Quick Note On The Federal Reserve Board

More recently, the Fed, beginning under Janet Yellen and continuing under Jerome Powell, the current chair, has acknowledged the role of monetary policy in inequality and especially racial inequality. Chair Powell has committed to keeping interest rates low until we are seeing a full employment economy that is creating serious inflationary pressures

This change in approach stems at least in part from the Fed Up Campaign, organized by the Center for Popular Democracy. (Ady Barkan was lead organizer in getting this campaign going.) This group brought labor and community organizers together to press the Fed for more pro-worker policies. (I was one of the economists who worked with Fed Up.) Chair Yellen and other members of the Fed’s leadership took the effort seriously and listened to the arguments. This was a big victory.

As far as the Fed’s conduct in the pandemic recession, I would mostly be supportive. They lowered interest rates as much as possible and acted to stabilize markets. This did help businesses and the stock market, but it also led to a housing boom that created hundreds of thousands of jobs. In addition, lower interest rates allowed millions of middle class homeowners refinance, putting thousands of dollars in interest savings in their pocket every year going forward. I have a hard time seeing the world being in a better place if the Fed had sat on its hands.

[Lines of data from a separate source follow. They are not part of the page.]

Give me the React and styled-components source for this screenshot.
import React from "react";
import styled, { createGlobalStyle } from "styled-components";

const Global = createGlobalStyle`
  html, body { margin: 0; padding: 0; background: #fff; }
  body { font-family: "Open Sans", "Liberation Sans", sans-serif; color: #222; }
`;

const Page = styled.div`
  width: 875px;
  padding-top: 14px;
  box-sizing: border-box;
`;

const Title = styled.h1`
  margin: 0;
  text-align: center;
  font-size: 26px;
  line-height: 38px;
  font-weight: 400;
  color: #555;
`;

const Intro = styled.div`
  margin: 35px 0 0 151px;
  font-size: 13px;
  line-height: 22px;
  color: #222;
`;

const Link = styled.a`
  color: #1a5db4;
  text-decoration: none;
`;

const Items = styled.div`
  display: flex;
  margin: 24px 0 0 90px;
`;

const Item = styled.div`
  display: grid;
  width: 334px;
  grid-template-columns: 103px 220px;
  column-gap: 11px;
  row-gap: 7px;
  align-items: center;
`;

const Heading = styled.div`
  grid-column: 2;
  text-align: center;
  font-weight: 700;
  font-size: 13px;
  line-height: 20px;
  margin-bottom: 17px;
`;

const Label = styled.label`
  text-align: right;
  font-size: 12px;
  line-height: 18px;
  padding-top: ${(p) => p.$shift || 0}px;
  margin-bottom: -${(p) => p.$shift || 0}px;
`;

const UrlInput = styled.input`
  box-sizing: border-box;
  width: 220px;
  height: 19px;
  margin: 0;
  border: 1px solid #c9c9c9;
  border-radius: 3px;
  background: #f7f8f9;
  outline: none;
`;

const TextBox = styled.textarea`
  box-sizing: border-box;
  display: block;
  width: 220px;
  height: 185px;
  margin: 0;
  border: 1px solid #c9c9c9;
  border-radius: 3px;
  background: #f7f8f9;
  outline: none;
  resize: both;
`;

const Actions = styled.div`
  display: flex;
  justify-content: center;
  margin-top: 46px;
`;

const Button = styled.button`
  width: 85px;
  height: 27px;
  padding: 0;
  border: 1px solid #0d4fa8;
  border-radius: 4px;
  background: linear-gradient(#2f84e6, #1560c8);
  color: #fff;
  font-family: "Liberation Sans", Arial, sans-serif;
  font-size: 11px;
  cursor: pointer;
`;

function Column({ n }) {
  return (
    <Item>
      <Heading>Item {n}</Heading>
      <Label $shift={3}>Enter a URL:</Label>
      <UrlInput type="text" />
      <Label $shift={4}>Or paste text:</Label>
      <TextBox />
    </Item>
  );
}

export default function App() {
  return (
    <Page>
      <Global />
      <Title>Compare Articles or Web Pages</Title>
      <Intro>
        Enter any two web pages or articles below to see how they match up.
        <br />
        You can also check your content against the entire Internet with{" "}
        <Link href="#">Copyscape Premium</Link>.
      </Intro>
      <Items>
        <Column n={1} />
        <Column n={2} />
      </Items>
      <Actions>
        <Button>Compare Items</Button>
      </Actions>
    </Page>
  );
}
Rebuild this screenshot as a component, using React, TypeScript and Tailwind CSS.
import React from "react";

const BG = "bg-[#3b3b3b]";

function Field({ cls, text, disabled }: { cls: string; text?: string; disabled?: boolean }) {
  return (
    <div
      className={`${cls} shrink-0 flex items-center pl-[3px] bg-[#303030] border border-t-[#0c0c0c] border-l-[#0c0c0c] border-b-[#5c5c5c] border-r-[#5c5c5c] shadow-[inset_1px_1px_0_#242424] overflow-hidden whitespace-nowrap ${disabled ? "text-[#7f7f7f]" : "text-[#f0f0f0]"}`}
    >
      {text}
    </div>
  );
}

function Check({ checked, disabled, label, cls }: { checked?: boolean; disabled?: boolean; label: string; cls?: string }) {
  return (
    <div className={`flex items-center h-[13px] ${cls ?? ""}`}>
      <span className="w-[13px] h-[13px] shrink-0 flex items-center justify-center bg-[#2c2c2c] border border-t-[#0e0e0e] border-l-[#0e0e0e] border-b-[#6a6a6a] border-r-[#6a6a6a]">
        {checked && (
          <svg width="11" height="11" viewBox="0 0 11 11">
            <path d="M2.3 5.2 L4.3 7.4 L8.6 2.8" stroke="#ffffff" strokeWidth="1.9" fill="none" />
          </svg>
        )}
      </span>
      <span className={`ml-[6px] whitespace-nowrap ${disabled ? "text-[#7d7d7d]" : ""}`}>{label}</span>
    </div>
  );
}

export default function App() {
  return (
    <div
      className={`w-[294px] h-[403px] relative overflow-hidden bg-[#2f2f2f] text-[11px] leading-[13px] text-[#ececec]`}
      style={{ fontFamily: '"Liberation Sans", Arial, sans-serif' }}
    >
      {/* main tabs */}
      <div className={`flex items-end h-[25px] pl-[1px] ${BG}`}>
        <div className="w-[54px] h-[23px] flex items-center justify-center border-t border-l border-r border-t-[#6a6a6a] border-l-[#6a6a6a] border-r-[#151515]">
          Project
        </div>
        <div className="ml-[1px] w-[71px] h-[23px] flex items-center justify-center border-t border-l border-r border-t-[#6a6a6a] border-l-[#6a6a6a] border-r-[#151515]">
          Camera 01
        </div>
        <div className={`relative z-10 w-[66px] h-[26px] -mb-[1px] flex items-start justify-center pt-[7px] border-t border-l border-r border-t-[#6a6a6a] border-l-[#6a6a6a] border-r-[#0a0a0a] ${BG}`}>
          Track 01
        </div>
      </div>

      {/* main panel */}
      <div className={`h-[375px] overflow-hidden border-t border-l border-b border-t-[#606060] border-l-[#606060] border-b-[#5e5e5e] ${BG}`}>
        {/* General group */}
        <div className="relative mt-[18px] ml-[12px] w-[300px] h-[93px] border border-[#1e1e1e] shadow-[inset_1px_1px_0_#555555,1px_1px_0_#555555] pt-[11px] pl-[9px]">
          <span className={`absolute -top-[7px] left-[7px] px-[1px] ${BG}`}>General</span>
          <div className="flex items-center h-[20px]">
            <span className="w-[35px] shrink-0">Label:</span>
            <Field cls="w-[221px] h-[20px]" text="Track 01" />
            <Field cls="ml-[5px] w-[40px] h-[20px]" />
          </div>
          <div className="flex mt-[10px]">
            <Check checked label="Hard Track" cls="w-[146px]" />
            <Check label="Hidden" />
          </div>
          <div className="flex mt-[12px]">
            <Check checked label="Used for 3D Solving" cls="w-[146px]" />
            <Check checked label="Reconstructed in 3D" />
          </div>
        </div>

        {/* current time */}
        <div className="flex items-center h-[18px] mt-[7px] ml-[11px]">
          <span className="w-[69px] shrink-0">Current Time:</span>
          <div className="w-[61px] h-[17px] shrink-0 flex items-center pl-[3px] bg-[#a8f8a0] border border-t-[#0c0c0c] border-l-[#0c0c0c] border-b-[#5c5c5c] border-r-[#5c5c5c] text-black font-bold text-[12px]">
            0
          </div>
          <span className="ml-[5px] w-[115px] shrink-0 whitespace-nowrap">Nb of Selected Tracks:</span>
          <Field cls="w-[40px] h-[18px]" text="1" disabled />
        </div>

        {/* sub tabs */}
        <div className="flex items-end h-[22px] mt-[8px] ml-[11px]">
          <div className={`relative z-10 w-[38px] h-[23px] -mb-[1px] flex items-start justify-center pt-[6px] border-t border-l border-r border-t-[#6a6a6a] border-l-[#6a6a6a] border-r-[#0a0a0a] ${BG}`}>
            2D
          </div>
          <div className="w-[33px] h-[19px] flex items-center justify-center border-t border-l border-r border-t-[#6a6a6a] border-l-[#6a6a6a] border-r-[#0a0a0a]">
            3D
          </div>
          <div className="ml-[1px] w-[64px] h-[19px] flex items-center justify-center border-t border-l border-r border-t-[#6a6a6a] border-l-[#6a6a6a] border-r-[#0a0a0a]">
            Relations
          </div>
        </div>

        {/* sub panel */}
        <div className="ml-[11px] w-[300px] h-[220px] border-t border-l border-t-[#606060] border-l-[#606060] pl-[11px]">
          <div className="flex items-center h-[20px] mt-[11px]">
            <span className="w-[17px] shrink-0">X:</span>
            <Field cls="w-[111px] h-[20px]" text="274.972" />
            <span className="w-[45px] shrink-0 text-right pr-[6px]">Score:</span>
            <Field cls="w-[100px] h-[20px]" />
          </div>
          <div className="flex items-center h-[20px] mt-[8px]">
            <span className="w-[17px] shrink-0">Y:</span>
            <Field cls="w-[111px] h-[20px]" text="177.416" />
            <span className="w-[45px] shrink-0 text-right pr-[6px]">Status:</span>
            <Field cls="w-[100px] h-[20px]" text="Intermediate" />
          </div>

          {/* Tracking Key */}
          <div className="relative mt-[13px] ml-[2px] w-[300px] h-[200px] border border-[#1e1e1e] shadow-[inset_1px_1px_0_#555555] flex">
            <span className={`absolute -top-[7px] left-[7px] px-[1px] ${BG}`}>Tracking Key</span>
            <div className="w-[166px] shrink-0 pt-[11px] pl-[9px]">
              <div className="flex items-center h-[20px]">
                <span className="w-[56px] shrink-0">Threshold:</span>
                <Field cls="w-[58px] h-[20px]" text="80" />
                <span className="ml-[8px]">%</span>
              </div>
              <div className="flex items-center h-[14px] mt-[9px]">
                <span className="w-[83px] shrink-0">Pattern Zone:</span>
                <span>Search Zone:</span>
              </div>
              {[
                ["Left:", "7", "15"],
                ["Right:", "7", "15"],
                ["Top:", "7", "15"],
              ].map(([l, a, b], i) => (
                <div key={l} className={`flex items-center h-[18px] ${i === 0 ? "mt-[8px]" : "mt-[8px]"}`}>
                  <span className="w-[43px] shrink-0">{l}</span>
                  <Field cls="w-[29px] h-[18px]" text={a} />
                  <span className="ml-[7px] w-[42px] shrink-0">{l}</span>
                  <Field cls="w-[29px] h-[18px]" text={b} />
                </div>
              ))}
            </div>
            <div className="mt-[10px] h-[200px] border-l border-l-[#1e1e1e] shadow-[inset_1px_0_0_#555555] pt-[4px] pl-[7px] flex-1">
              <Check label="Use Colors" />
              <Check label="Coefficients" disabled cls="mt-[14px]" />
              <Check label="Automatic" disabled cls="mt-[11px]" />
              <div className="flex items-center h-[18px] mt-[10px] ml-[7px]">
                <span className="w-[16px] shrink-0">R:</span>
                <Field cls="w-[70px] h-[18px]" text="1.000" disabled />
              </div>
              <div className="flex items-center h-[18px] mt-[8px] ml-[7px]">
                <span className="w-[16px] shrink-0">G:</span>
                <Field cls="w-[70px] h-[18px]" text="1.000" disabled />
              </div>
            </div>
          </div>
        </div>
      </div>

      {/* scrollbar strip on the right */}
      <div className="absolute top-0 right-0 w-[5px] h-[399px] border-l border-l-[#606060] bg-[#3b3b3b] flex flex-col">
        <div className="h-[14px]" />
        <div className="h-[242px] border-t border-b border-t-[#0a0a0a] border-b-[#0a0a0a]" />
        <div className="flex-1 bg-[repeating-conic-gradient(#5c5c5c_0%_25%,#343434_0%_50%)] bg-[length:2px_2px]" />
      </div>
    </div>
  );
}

By contrast, I was one of few economists to criticize the bailouts in the Great Recession. The banks and financial institutions were in a crisis of their own creation, they had made hundreds of billions of dollars of bad loans due to their own greed and stupidity. Being a good capitalist, I thought it was important to let these companies enjoy the fruits of their labor. (We also would have gotten instant financial reform, as the financial sector would have been quickly downsized, eliminating an enormous source of economic waste.) 

The Fed was 100 percent complicit in covering the tracks of the industry, including pushing end of the world stories to force Congress to approve the TARP. By far the best argument for the TARP was that the commercial paper market was shutting down. This meant that even healthy non-financial companies, like Verizon (VZ) and Boeing (BA), could not get the money they needed to meet their payroll and other regular bills. This really would have been an economic catastrophe.